We all deserve to live out our wildest dreams but things can get complicated when we confuse these wildest dreams with material aspirations. It is so easy to be sold to and manipulated into thinking that our problems can be solved with money, power and expensive cars but these aren’t true heartfelt desires. These are desires driven by fear, greed and dissatisfaction, designed to make us forget the joys of simplicity, designed to plug the unnameable gap left behind by our previously wild and simple lives.


So perhaps our first step towards our wildest dreams is to ensure that they are actually ours, rather than something we have been sold or that we have inherited or something that seems easier to obtain than what we are truly calling out for.
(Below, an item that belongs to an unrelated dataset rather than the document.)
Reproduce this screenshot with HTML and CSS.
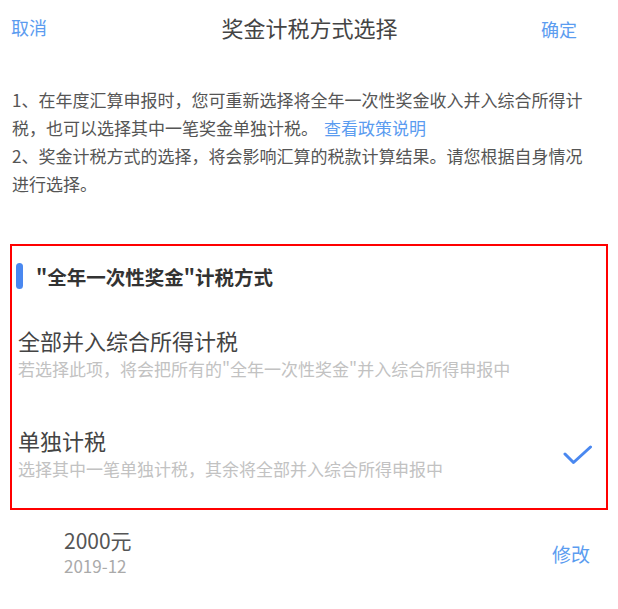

On reflection to my neighbour’s question, right now our small urban flat existence suits us well. I may not have physically moved in four years but my dreams have grown small and simple to fit my tank and although my wildest dreams stretch further than these four small walls, these are the walls that have provided and continue to provide the path away from the treadmill of mediocrity. So as I sit here in gratitude in the space between no longer and not yet, my wildest dreams feel exciting, interesting, inspiring and mind opening, they give me reason to get up in the morning, they remind me of the important things in life. So for me this is why we must never settle and perhaps this feeling of being alive, inspired, excited and ready rather than disconnected, dissatisfied and disillusioned is the difference between dreaming and grasping?


So yes, I am still here and I will remain so until I can’t.


Edit: Since writing this we have suddenly found ourselves fulfilling one of our wildest dreams. Within weeks we were flung from the treadmill and I am writing this from our new home, a very rural mobile home! It is with mixed emotions that we left the little flat that we had made home but we continue to follow our hearts and live as fully as we can!